Accelerate provides a function to automatically determine a device map from an empty model. It tries to maximize the use of all available GPUs, then CPU RAM, and finally flags weights that don't fit for disk offload. Let's look at OPT-13b:
from accelerate import infer_auto_device_map, init_empty_weights
from transformers import AutoConfig, AutoModelForCausalLM
config = AutoConfig.from_pretrained("facebook/opt-13b")
with init_empty_weights():
model = AutoModelForCausalLM.from_config(config)
device_map = infer_auto_device_map(model)

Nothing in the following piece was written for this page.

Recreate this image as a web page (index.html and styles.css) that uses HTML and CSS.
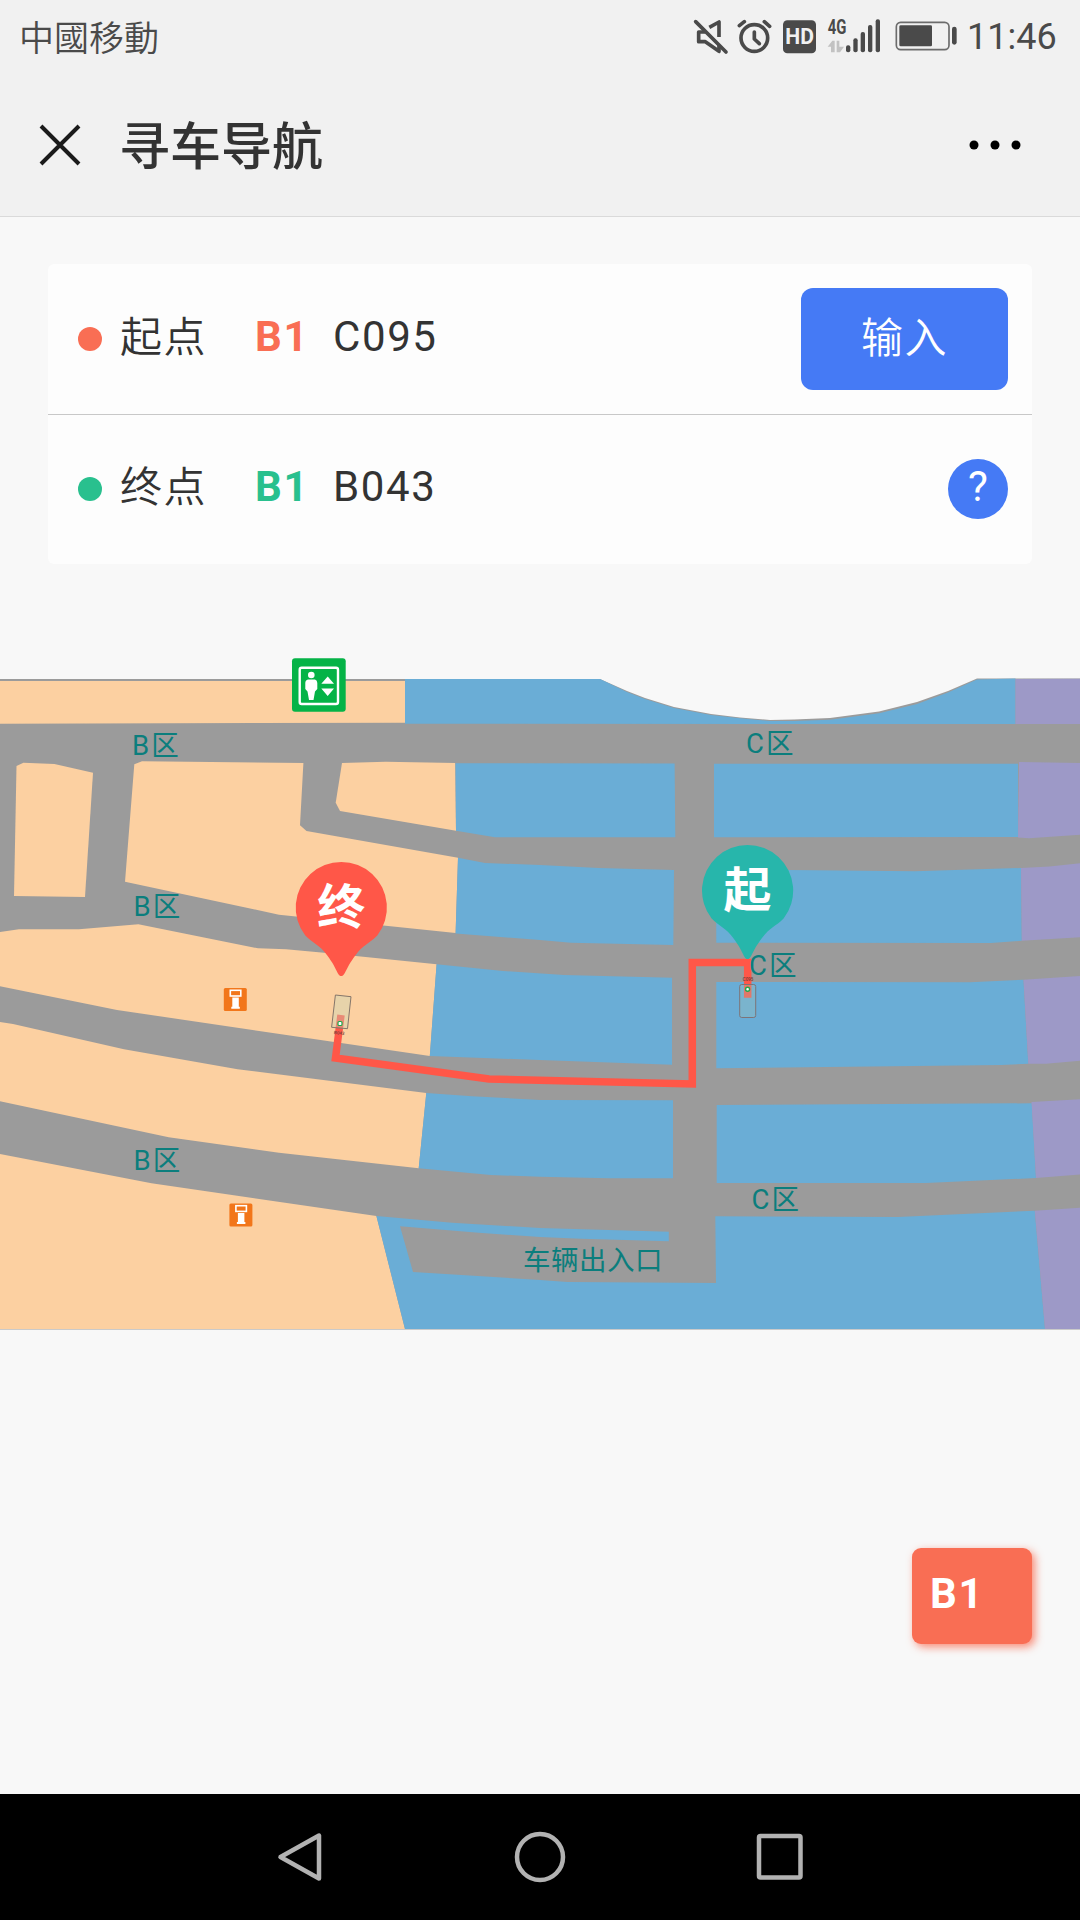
FILE: index.html
```html
<!DOCTYPE html>
<html lang="zh-CN">
<head>
<meta charset="utf-8">
<title>寻车导航</title>
<link rel="stylesheet" href="styles.css">
</head>
<body>
<header class="top">
  <div class="status">
    <span class="carrier">中國移動</span>
    <div class="status-right">
      <svg class="status-icons" width="266" height="38" viewBox="99 50 798 114">
        <g fill="none" stroke="#4a4a4a" stroke-width="11">
          <path d="M148 81L177 65V110M136 95H116V124H136L177 153V134" stroke-linejoin="round"/>
          <path d="M107 64L198 155" stroke-linecap="round"/>
          <circle cx="283" cy="113" r="40"/>
          <path d="M283 95V116L298 130" stroke-linecap="round" stroke-linejoin="round"/>
          <path d="M238 76L253 64M313 64L329 78" stroke-linecap="round"/>
        </g>
        <rect x="369" y="60" width="99" height="99" rx="13" fill="#4a4a4a"/>
        <text class="hd" x="376" y="132" textLength="86" lengthAdjust="spacingAndGlyphs">HD</text>
        <text class="net" x="503" y="101" textLength="56" lengthAdjust="spacingAndGlyphs">4G</text>
        <path d="M503 139L517 121H524V156H513V139ZM530 121H538V139H552L540 156H530Z" fill="#c2c2c2"/>
        <g fill="#4a4a4a">
          <rect x="558" y="135" width="13" height="21" rx="6"/>
          <rect x="580" y="114" width="13" height="42" rx="6"/>
          <rect x="602" y="95" width="13" height="61" rx="6"/>
          <rect x="624" y="74" width="13" height="82" rx="6"/>
          <rect x="647" y="57" width="13" height="99" rx="6"/>
          <rect x="718" y="75" width="98" height="63" rx="4"/>
          <rect x="876" y="79" width="14" height="54" rx="7"/>
        </g>
        <rect x="709" y="66" width="158" height="82" rx="13" fill="none" stroke="#6c6c6c" stroke-width="5"/>
      </svg>
      <span class="clock">11:46</span>
    </div>
  </div>
  <div class="titlebar">
    <svg class="close" width="42" height="42" viewBox="0 0 42 42"><path d="M2 2L40 40M40 2L2 40" stroke="#1a1a1a" stroke-width="4"/></svg>
    <h1 class="title">寻车导航</h1>
    <svg class="more" width="54" height="10" viewBox="0 0 54 10"><circle cx="6" cy="5" r="4.5"/><circle cx="27" cy="5" r="4.5"/><circle cx="48" cy="5" r="4.5"/></svg>
  </div>
</header>

<main class="content">
  <section class="card">
    <div class="row">
      <i class="dot start"></i><span class="label">起点</span><b class="floor start-text">B1</b><span class="spot">C095</span>
      <button class="enter">输入</button>
    </div>
    <div class="row">
      <i class="dot end"></i><span class="label">终点</span><b class="floor end-text">B1</b><span class="spot">B043</span>
      <button class="help">?</button>
    </div>
  </section>

  <svg class="map" width="1080" height="700" viewBox="0 640 1080 700">
    <path fill="#9b9b9b" d="M0 679H600L627 691L645 698L674 707L711 714L740 717.5L770 720L794 719.5L830 718L879 711.5L917 702L948 691L977 678.5H1080V1329.500H0Z"/>
    <g fill="#fcd0a1">
      <path d="M0 681H405V722.700L0 723.700Z"/>
      <path d="M16.500 766L23.400 762.800L54.400 764L93 772.700L85 897L14 896Z"/>
      <path d="M134.300 764.300L142 761.300L303.400 763L300 825.300L306.500 831L458 857.700L455.600 933L385.700 925.700L279 914.700L125 881.700Z"/>
      <path d="M342 763L385.700 761.700L455.200 763L456 830.700L340 811L335.700 802.700Z"/>
      <path d="M0 932L19 929.300H79L138.400 924.300L258 948.300L286 949.300L324 952.700L436.600 964.300L429.800 1056L117 1010L0 986.300Z"/>
      <path d="M0 1022L13 1024L124 1049.300L237.600 1069.300L426.300 1093L418.700 1168.300L279 1152.700L168.700 1137.300L0 1101.300Z"/>
      <path d="M0 1154L151.500 1183.300L376.400 1216L405 1329H0Z"/>
    </g>
    <g fill="#6aadd6">
      <path d="M405 679H600L627 692L645 699L674 708L711 715L740 718.300L770 721L794 721L830 719.700L879 713.300L917 704L948 692.500L977 679.500L1015.500 678.500V724L405 723.700Z"/>
      <path d="M455.500 763.200L674.600 763.500L675.300 837.300H495L456 830.700Z"/>
      <path d="M458 857.700L485 863L540 865L598.500 868L674 870L673.300 945L571 942.700L540 940L455.600 933.500Z"/>
      <path d="M436.600 964.300L503 971L564 975L672 977.700V1064.700L540 1060L429.800 1056Z"/>
      <path d="M426.300 1093L472 1096.300L540 1100L673 1100.300V1178.300H609L540 1176.700L490.700 1175L418.700 1168.300Z"/>
      <path d="M376.400 1216L452 1222.700L540 1228L668.800 1231.700V1241.300L581 1238.700L540 1237L478.700 1232.700L400 1226.300L413 1272L540 1280L567.500 1282L716 1283L715.300 1216.300L898 1217L1034.800 1210.700L1045 1329H405Z"/>
      <path d="M714 763.700H1018V837L714 837.300Z"/>
      <path d="M716 870H788L915 871.300L1021 868L1021.800 940.700L991 943L716.300 942.700Z"/>
      <path d="M716.300 982L970 982.300L1023.500 979.700L1028.300 1063.700L1001.500 1065L716.300 1068.300Z"/>
      <path d="M716.700 1105L1031.800 1103.300L1036 1178L925.700 1183H716.700Z"/>
    </g>
    <g fill="#9d99c7">
      <path d="M1015.500 679L1080 678.700V724H1015.500Z"/>
      <path d="M1019 762L1080 763V834.700L1029 838.300L1018 837.500Z"/>
      <path d="M1021 868L1049.600 866.500L1080 863.300V937.300L1021.800 940.700Z"/>
      <path d="M1023.500 979.700L1080 976V1060.700L1046 1063.700H1028.300Z"/>
      <path d="M1031.500 1102L1080 1099.300V1174.500L1036 1178Z"/>
      <path d="M1034.800 1210.700L1080 1207.700V1329H1045Z"/>
    </g>

    <path d="M341 1015L335.500 1058L489 1079L692.300 1084V962.500H747.700V997.700" fill="none" stroke="#ff5748" stroke-width="7.500"/>
    <g class="zone">
      <text x="132" y="755">B区</text>
      <text x="133.500" y="916">B区</text>
      <text x="133.500" y="1170">B区</text>
      <text x="746" y="753">C区</text>
      <text x="749" y="975">C区</text>
      <text x="751.500" y="1209">C区</text>
      <text class="gate" x="523" y="1270">车辆出入口</text>
    </g>

    <!-- lift -->
    <rect x="292" y="658.300" width="53.700" height="53.400" rx="3" fill="#05b347"/>
    <rect x="299.700" y="667.700" width="38.300" height="36.300" rx="2" fill="none" stroke="#fff" stroke-width="2.400"/>
    <g fill="#fff">
      <circle cx="311.300" cy="675" r="3.300"/>
      <path d="M308 679.500H315Q317.300 680 317.300 683V689L315 691.500L313.500 700H309L307.500 691.500L305.300 689V683Q305.300 680 308 679.500Z"/>
      <path d="M327.700 676.500L334 683.800H321.300ZM321.300 688.500H334L327.700 696Z"/>
    </g>
    <!-- payment kiosks -->
    <g transform="translate(223.800 988)">
      <rect width="23" height="23" rx="1.500" fill="#f2761a"/>
      <rect x="6.500" y="2.300" width="10.500" height="5.700" fill="none" stroke="#fff" stroke-width="1.600"/>
      <path d="M8.500 9.500H15V18.700H16V20.700H7.500V18.700H8.500Z" fill="#fff"/>
    </g>
    <g transform="translate(229.400 1203.400)">
      <rect width="23" height="23" rx="1.500" fill="#f2761a"/>
      <rect x="6.500" y="2.300" width="10.500" height="5.700" fill="none" stroke="#fff" stroke-width="1.600"/>
      <path d="M8.500 9.500H15V18.700H16V20.700H7.500V18.700H8.500Z" fill="#fff"/>
    </g>
    <!-- parking spots -->
    <path d="M335.400 995L351 996.700L347.500 1028.700L331.600 1027.300Z" fill="#c8d6b8" fill-opacity=".4" stroke="#85766a" stroke-width="1" stroke-linejoin="round"/>
    <rect x="338" y="1021.500" width="4" height="4" rx="1" fill="#fff" stroke="#1fa84a" stroke-width="1.200"/>
    <text class="tiny" x="334" y="1034.500" transform="rotate(6 339 1033)">B043</text>
    <rect x="739.700" y="984.500" width="16" height="33" rx="2" fill="#a0c8b8" fill-opacity=".3" stroke="#7d7478" stroke-width="1"/>
    <circle cx="747.600" cy="989.300" r="2" fill="#fff" stroke="#1fa84a" stroke-width="1.400"/>
    <text class="tiny" x="742.700" y="981">C095</text>

    <g transform="translate(341.300 907.500)">
      <path d="M0 68.500C-4 68.500 -3.500 62 -14 48C-22 37 -28 36 -36 28A45.600 45.600 0 1 1 36 28C28 36 22 37 14 48C3.500 62 4 68.500 0 68.500Z" fill="#ff5748"/>
      <text class="pin-text" x="0" y="16">终</text>
    </g>
    <g transform="translate(747.600 890.500)">
      <path d="M0 68.500C-4 68.500 -3.500 62 -14 48C-22 37 -28 36 -36 28A45.600 45.600 0 1 1 36 28C28 36 22 37 14 48C3.500 62 4 68.500 0 68.500Z" fill="#27b6ab"/>
      <text class="pin-text" x="0" y="16">起</text>
    </g>
  </svg>

  <button class="level">B1</button>
</main>

<nav class="sysnav">
  <svg width="52" height="56" viewBox="0 0 52 56"><path d="M45 6.500V49.500L6.500 28Z"/></svg>
  <svg width="52" height="56" viewBox="0 0 52 56"><circle cx="26" cy="28" r="23"/></svg>
  <svg width="52" height="56" viewBox="0 0 52 56"><rect x="5" y="7" width="41.500" height="41.500" rx="1.500"/></svg>
</nav>
</body>
</html>
```
FILE: styles.css
```css
* { box-sizing: border-box; }

body {
  margin: 0;
  width: 1080px;
  height: 1920px;
  display: flex;
  flex-direction: column;
  background: #f8f8f8;
  color: #333;
  font-family: Roboto, "Noto Sans CJK SC", sans-serif;
  overflow: hidden;
}

button {
  border: 0;
  padding: 0;
  color: #fff;
  font: inherit;
  letter-spacing: inherit;
}

.top {
  height: 217px;
  background: #f1f1f1;
  border-bottom: 1px solid #dadada;
}

.status {
  height: 72px;
  padding: 0 25px 0 19px;
  display: flex;
  justify-content: space-between;
  align-items: center;
  color: #4a4a4a;
}

.carrier {
  font: 350 35px/50px "Noto Sans CJK TC", sans-serif;
}

.status-right {
  display: flex;
  align-items: center;
}

.status-icons { margin-right: 8px; }

.clock {
  width: 88px;
  padding-top: 3px;
  font-size: 36px;
  line-height: 71px;
  white-space: nowrap;
}

.hd { font: 700 64px Roboto, sans-serif; fill: #f1f1f1; }
.net { font: 700 60px Roboto, sans-serif; fill: #4a4a4a; }

.titlebar {
  height: 146px;
  padding: 0 58px 0 39px;
  display: flex;
  align-items: center;
}

.title {
  flex: 1;
  margin: 0 0 0 38px;
  padding-top: 5px;
  font-size: 51px;
  font-weight: 500;
  line-height: 72px;
}

.content {
  flex: 1;
  display: flex;
  flex-direction: column;
}

.card {
  margin: 47px 48px 0;
  height: 300px;
  background: #fdfdfd;
  border-radius: 6px;
  font-size: 42px;
  letter-spacing: 1.600px;
}

.row {
  height: 150px;
  padding: 0 24px 0 30px;
  display: flex;
  align-items: center;
}

.row + .row { box-shadow: inset 0 1px #c8c8c8; }

.dot {
  width: 24px;
  height: 24px;
  border-radius: 50%;
}

.start { background: #f96e54; }
.end { background: #29c08e; }
.start-text { color: #f96e54; }
.end-text { color: #29c08e; }

.label, .floor, .spot { line-height: 60px; padding-bottom: 4px; }
.label { width: 135px; margin-left: 18px; padding-bottom: 3px; font-weight: 350; }
.floor { width: 78px; }
.spot { flex: 1; }

.enter {
  width: 207px;
  height: 102px;
  padding-bottom: 9px;
  background: #457af5;
  border-radius: 12px;
  font-weight: 350;
}

.help {
  width: 60px;
  height: 60px;
  padding-bottom: 5px;
  background: #457af5;
  border-radius: 50%;
  line-height: 55px;
  letter-spacing: 0;
}

.map {
  display: block;
  margin-top: 76px;
}

.zone {
  font-size: 27.500px;
  letter-spacing: 2px;
  fill: #0b7e7d;
}

.zone .gate { letter-spacing: 0.500px; }

.tiny { font-size: 4.500px; font-weight: 500; fill: #703c38; }

.pin-text {
  font-size: 48px;
  font-weight: 700;
  text-anchor: middle;
  fill: #fff;
}

.level {
  align-self: flex-end;
  width: 120px;
  height: 96px;
  margin: 208px 48px 0 0;
  padding: 0 0 6px 18px;
  background: #f96e54;
  border-radius: 9px;
  box-shadow: 3px 3px 9px rgba(249, 110, 84, 0.800);
  font-size: 42px;
  font-weight: 700;
  letter-spacing: 1.600px;
  text-align: left;
}

.sysnav {
  height: 126px;
  padding: 0 274px;
  display: flex;
  justify-content: space-between;
  align-items: center;
  background: #000;
}

.sysnav svg {
  fill: none;
  stroke: #b2b2b2;
  stroke-width: 4.500;
  stroke-linejoin: round;
}
```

This returns a dictionary mapping modules or weights to a device. On a machine with one Titan RTX, we get:
{'model.decoder.embed_tokens': 0,
'model.decoder.embed_positions': 0,
'model.decoder.final_layer_norm': 0,
'model.decoder.layers.0': 0,
...
'model.decoder.layers.9': 0,
'model.decoder.layers.10.self_attn': 0,
'model.decoder.layers.10.activation_fn': 0,
'model.decoder.layers.10.self_attn_layer_norm': 0,
'model.decoder.layers.10.fc1': 'cpu',
'model.decoder.layers.10.fc2': 'cpu',
'model.decoder.layers.10.final_layer_norm': 'cpu',
...
'model.decoder.layers.17': 'cpu',
'model.decoder.layers.18': ...}
Sharding state dicts
Once we have a device map, we load the weights in chunks. The pretrained weights are usually stored as one or several checkpoint files. For very large models, these files can be gigabytes each. Accelerate loads and processes them in a memory-efficient way.
Running a model split on several devices
Finally, we run the model with the device_map="auto" argument in the pipeline. This uses the predefined device map to distribute layers across GPUs and CPU. The model runs inference as usual, but under the hood, data moves between devices as needed.
With these techniques, even massive models like BLOOM-176B can be run on a single machine with multiple GPUs and sufficient CPU RAM. This democratizes access to state-of-the-art language models for researchers and enthusiasts without supercomputers.